I do not quite understand how, but it seems that the config name and task_templates get mixed.
This ultimately leads to the following error, but this trace may not be very useful in itself:
Traceback (most recent call last):
File "C:\Users\bramv\.virtualenvs\hebban-U6poXNQd\Scripts\datasets-cli-script.py", line 33, in <module>
sys.exit(load_entry_point('datasets', 'console_scripts', 'datasets-cli')())
File "c:\dev\python\hebban\datasets\src\datasets\commands\datasets_cli.py", line 39, in main
service.run()
File "c:\dev\python\hebban\datasets\src\datasets\commands\test.py", line 144, in run
builder.as_dataset()
File "c:\dev\python\hebban\datasets\src\datasets\builder.py", line 899, in as_dataset
datasets = map_nested(
File "c:\dev\python\hebban\datasets\src\datasets\utils\py_utils.py", line 393, in map_nested
mapped = [
File "c:\dev\python\hebban\datasets\src\datasets\utils\py_utils.py", line 394, in <listcomp>
_single_map_nested((function, obj, types, None, True, None))

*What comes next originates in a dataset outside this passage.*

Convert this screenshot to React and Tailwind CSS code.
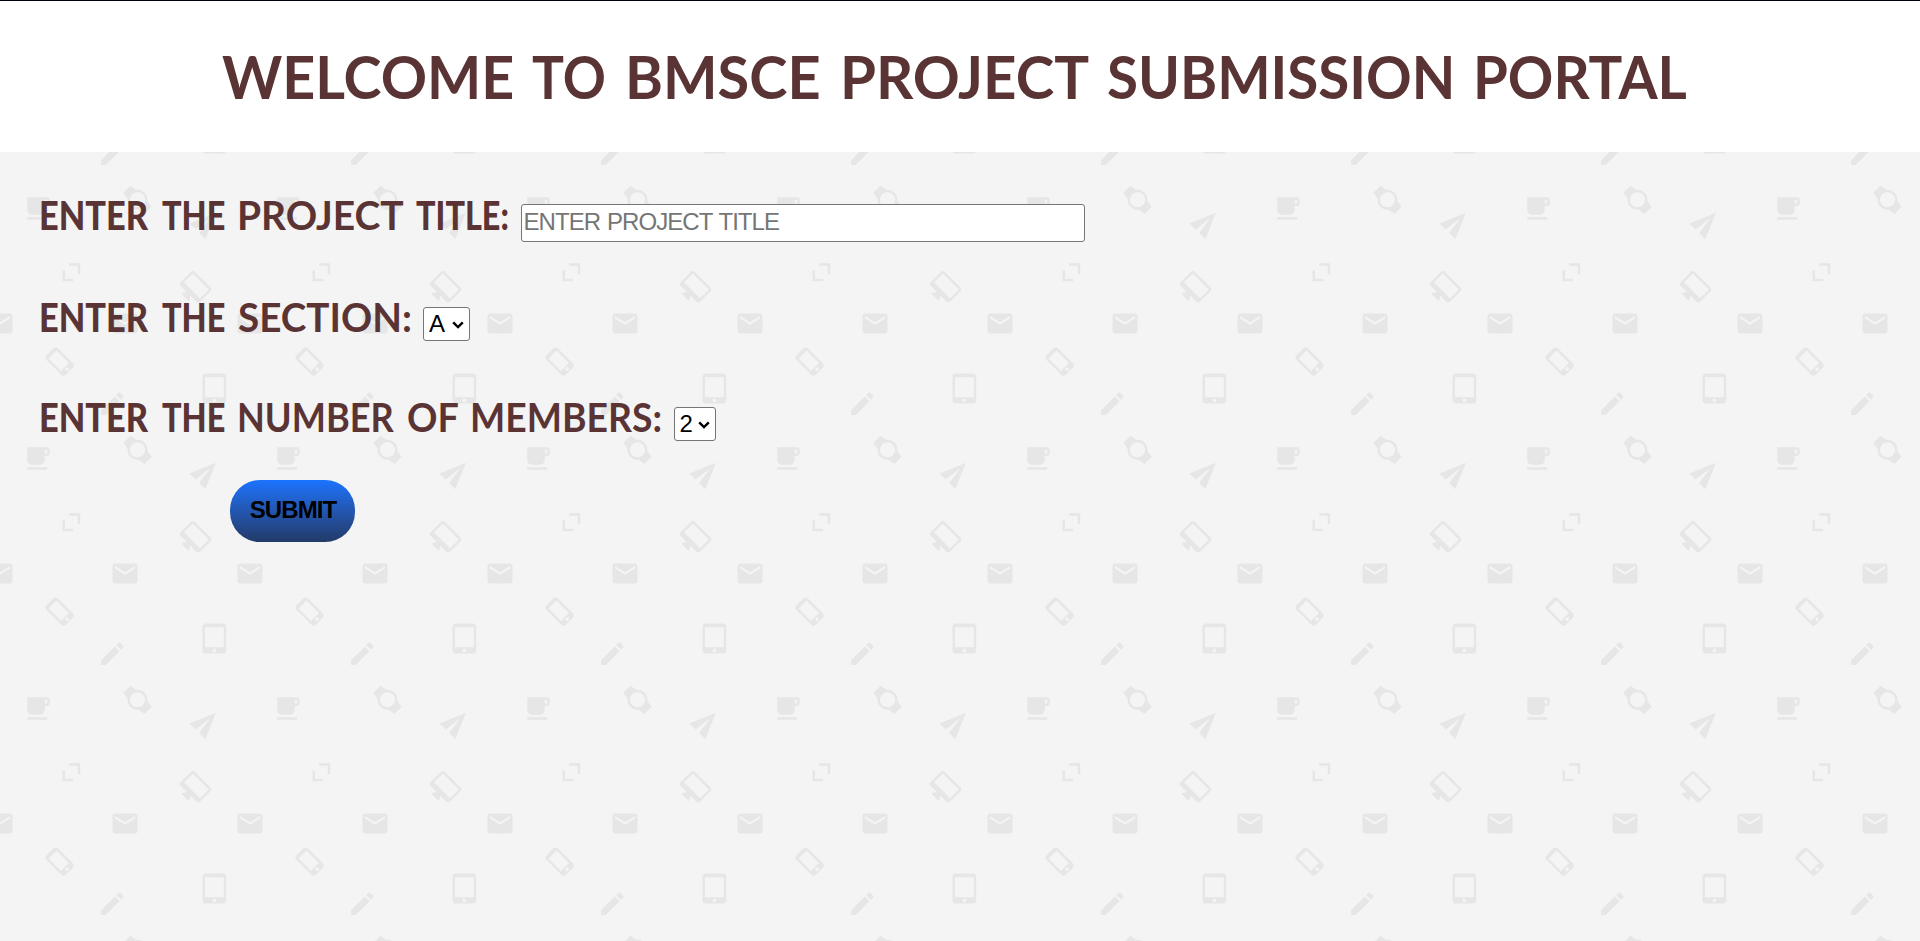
function Word({ children, className, scale }) {
  return (
    <span className={`shrink-0 whitespace-nowrap ${className}`}>
      <span className={`inline-block origin-left ${scale}`}>{children}</span>
    </span>
  );
}

const ENVELOPE =
  "M20 4H4c-1.1 0-1.99.9-1.99 2L2 18c0 1.1.9 2 2 2h16c1.1 0 2-.9 2-2V6c0-1.1-.9-2-2-2zm0 4l-8 5-8-5V6l8 5 8-5v2z";

function Backdrop() {
  return (
    <svg className="absolute inset-0 h-full w-full" aria-hidden="true">
      <defs>
        <pattern id="doodles" x="0" y="-96" width="250" height="250" patternUnits="userSpaceOnUse">
          <g fill="#e6e6e6">
            <path d={ENVELOPE} transform="translate(-15 2.5) scale(1.25)" />
            <path d={ENVELOPE} transform="translate(110 2.5) scale(1.25)" />
            <path d={ENVELOPE} transform="translate(235 2.5) scale(1.25)" />
            <path
              d="M15.500 1h-8C6.120 1 5 2.120 5 3.500v17C5 21.880 6.120 23 7.500 23h8c1.380 0 2.500-1.120 2.500-2.500v-17C18 2.120 16.880 1 15.500 1zm-4 21c-.83 0-1.500-.67-1.500-1.500s.67-1.500 1.500-1.500 1.500.67 1.500 1.500-.67 1.500-1.500 1.500zm4.500-4H7V4h9v14z"
              transform="translate(59.600 55.600) rotate(-45) scale(1.250) translate(-11.500 -12)"
            />
            <path
              d="M3 17.25V21h3.750L17.810 9.940l-3.750-3.750L3 17.250zM20.710 7.040c.39-.39.39-1.020 0-1.410l-2.340-2.340c-.39-.39-1.020-.39-1.410 0l-1.830 1.830 3.750 3.750 1.830-1.830z"
              transform="translate(97.300 82.700) scale(1.250)"
            />
            <path
              d="M18.500 0h-14C3.120 0 2 1.120 2 2.500v19C2 22.880 3.120 24 4.500 24h14c1.380 0 2.500-1.120 2.500-2.500v-19C21 1.120 19.880 0 18.500 0zm-7 23c-.83 0-1.500-.67-1.500-1.500s.67-1.500 1.500-1.500 1.500.67 1.500 1.500-.67 1.500-1.500 1.500zm7.500-4H4V3h15v16z"
              transform="translate(200 67.500) scale(1.250)"
            />
            <path
              d="M20 3H4v10c0 2.210 1.790 4 4 4h6c2.210 0 4-1.790 4-4v-3h2c1.110 0 2-.89 2-2V5c0-1.110-.89-2-2-2zm0 5h-2V5h2v3zM4 19h16v2H4z"
              transform="translate(22.200 137.500) scale(1.250)"
            />
            <path
              d="M20 12c0-2.540-1.190-4.810-3.040-6.270L16 0H8l-.95 5.730C5.190 7.190 4 9.450 4 12s1.190 4.810 3.050 6.270L8 24h8l.96-5.730C18.810 16.810 20 14.540 20 12zM6 12c0-3.310 2.690-6 6-6s6 2.690 6 6-2.690 6-6 6-6-2.690-6-6z"
              transform="translate(137.500 143.800) rotate(-45) scale(1.250) translate(-12 -12)"
            />
            <path
              d="M2.010 21L23 12 2.010 3 2 10l15 2-15 2z"
              transform="translate(206.200 166.500) rotate(-45) scale(1.250) translate(-12 -12)"
            />
            <path d="M69.200 207.200h11v11h-2.500v-8.500h-8.500zM62.500 214.200h2.500v8.500h8.200v2.500H62.500z" />
            <path
              d="M21 2H3c-1.100 0-2 .9-2 2v12c0 1.100.9 2 2 2h7l-2 3v1h8v-1l-2-3h7c1.100 0 2-.9 2-2V4c0-1.100-.9-2-2-2zm0 12H3V4h18v10z"
              transform="translate(193.800 232.500) rotate(45) scale(1.250) translate(-12 -12)"
            />
          </g>
        </pattern>
      </defs>
      <rect width="100%" height="100%" fill="url(#doodles)" />
    </svg>
  );
}

function Select({ options, label, className }) {
  return (
    <div className={`relative mt-2.5 h-[34px] shrink-0 ${className}`}>
      <select
        aria-label={label}
        className="block h-full w-full appearance-none rounded-[3px] border border-[#767676] bg-white pb-px pl-[5px] font-['Liberation_Sans',Arial,sans-serif] text-[24px] leading-[31px] tracking-[-0.8px] text-black"
      >
        {options.map((o) => (
          <option key={o}>{o}</option>
        ))}
      </select>
      <svg
        className="pointer-events-none absolute right-[6px] top-[14px] h-[8px] w-[12px]"
        viewBox="0 0 12 8"
        fill="none"
        stroke="black"
        strokeWidth="2.4"
      >
        <path d="M1.200 1.300L6 6l4.800-4.700" />
      </svg>
    </div>
  );
}

export default function App() {
  return (
    <div className="flex h-[941px] flex-col overflow-hidden bg-[#f4f4f4] font-['Lato',sans-serif] font-bold text-[#5a3434]">
      <header className="h-[152px] shrink-0 border-t border-[#00000a] bg-white pl-[222px]">
        <h1 className="flex text-[60px] leading-[150px]">
          <Word className="w-[310px]" scale="scale-x-[0.956]">WELCOME</Word>
          <Word className="w-[92.5px]" scale="scale-x-[0.89]">TO</Word>
          <Word className="w-[215px]" scale="scale-x-[0.962]">BMSCE</Word>
          <Word className="w-[267px]" scale="scale-x-[0.97]">PROJECT</Word>
          <Word className="w-[366px]" scale="scale-x-[0.942]">SUBMISSION</Word>
          <Word className="w-[215px]" scale="scale-x-[0.939]">PORTAL</Word>
        </h1>
      </header>
      <main className="relative flex-1">
        <Backdrop />
        <form className="relative flex flex-col items-start pl-[38.5px] pt-[42px]" onSubmit={(e) => e.preventDefault()}>
          <div className="flex h-12 items-start text-[40px] leading-10">
            <label htmlFor="title" className="flex pt-px">
              <Word className="w-[123px] font-black" scale="scale-x-[0.858]">ENTER</Word>
              <Word className="w-[75.5px] font-black" scale="scale-x-[0.812]">THE</Word>
              <Word className="w-[178.5px]" scale="scale-x-[0.974]">PROJECT</Word>
              <Word className="w-[105.5px] font-black" scale="scale-x-[0.81]">TITLE:</Word>
            </label>
            <input
              id="title"
              placeholder="ENTER PROJECT TITLE"
              className="mt-2.5 h-[38px] w-[564px] rounded-[3px] border border-[#767676] bg-white pb-[2px] pl-[1.5px] font-['Liberation_Sans',Arial,sans-serif] text-[24px] font-normal tracking-[-0.95px] text-black [word-spacing:1.2px] placeholder:text-[#757575]"
            />
          </div>
          <div className="mt-[55px] flex h-11 items-start text-[40px] leading-10">
            <div className="flex">
              <Word className="w-[123px] font-black" scale="scale-x-[0.858]">ENTER</Word>
              <Word className="w-[76px] font-black" scale="scale-x-[0.812]">THE</Word>
              <Word className="w-[185.5px]" scale="scale-x-[0.966]">SECTION:</Word>
            </div>
            <Select label="Section" options={["A", "B", "C"]} className="w-[47px] font-normal" />
          </div>
          <div className="mt-14 flex h-11 items-start text-[40px] leading-10">
            <div className="flex">
              <Word className="w-[123px] font-black" scale="scale-x-[0.858]">ENTER</Word>
              <Word className="w-[75px] font-black" scale="scale-x-[0.812]">THE</Word>
              <Word className="w-[170.5px]" scale="scale-x-[0.904]">NUMBER</Word>
              <Word className="w-[63px]" scale="scale-x-[0.943]">OF</Word>
              <Word className="w-[203.5px]" scale="scale-x-[0.933]">MEMBERS:</Word>
            </div>
            <Select label="Number of members" options={["2", "3", "4"]} className="w-[42px] font-normal" />
          </div>
          <button className="ml-[191.5px] mt-[38.5px] h-[62.4px] w-[125px] rounded-[30px] bg-linear-to-b from-[#1a73ff] to-[#223a68] pb-[1.5px] pl-px font-['Liberation_Sans',Arial,sans-serif] text-[24px] tracking-[-0.9px] text-black">
            SUBMIT
          </button>
        </form>
      </main>
    </div>
  );
}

File "c:\dev\python\hebban\datasets\src\datasets\utils\py_utils.py", line 330, in _single_map_nested
return function(data_struct)
File "c:\dev\python\hebban\datasets\src\datasets\builder.py", line 930, in _build_single_dataset
ds = self._as_dataset(
File "c:\dev\python\hebban\datasets\src\datasets\builder.py", line 1006, in _as_dataset
return Dataset(fingerprint=fingerprint, **dataset_kwargs)
File "c:\dev\python\hebban\datasets\src\datasets\arrow_dataset.py", line 661, in __init__
info = info.copy() if info is not None else DatasetInfo()
File "c:\dev\python\hebban\datasets\src\datasets\info.py", line 286, in copy
return self.__class__(**{k: copy.deepcopy(v) for k, v in self.__dict__.items()})
File "<string>", line 20, in __init__
File "c:\dev\python\hebban\datasets\src\datasets\info.py", line 176, in __post_init__
self.task_templates = [
File "c:\dev\python\hebban\datasets\src\datasets\info.py", line 177, in <listcomp>
template.align_with_features(self.features) for template in (self.task_templates)
File "c:\dev\python\hebban\datasets\src\datasets\tasks\text_classification.py", line 22, in align_with_features
raise ValueError(f"Column {self.label_column} is not a ClassLabel.")
ValueError: Column review_sentiment is not a ClassLabel.
Environment info
-
datasetsversion: 2.4.1.dev0 - Platform: Windows-10-10.0.19041-SP0
- Python version: 3.8.8
- PyArrow version: 8.0.0
- Pandas version: 1.4.3
I've narrowed down the issue to the dataset_module_factory which already creates a dataset_infos.json file down in the .cache/modules/dataset_modules/.. folder. That JSON file already contains the wrong task_templates for unfiltered.
Ugh. Found the issue: apparently datasets was reusing the already existing dataset_infos.json that is inside datasets/datasets/hebban-reviews! Is this desired behavior?
Perhaps when --save_infos and --all_configs are given, an existing dataset_infos.json file should first be deleted before continuing with the test? Because that would assume that the user wants to create a new infos file for all configs anyway.
Hi! I think this is a reasonable solution. Would you be interested in submitting a PR?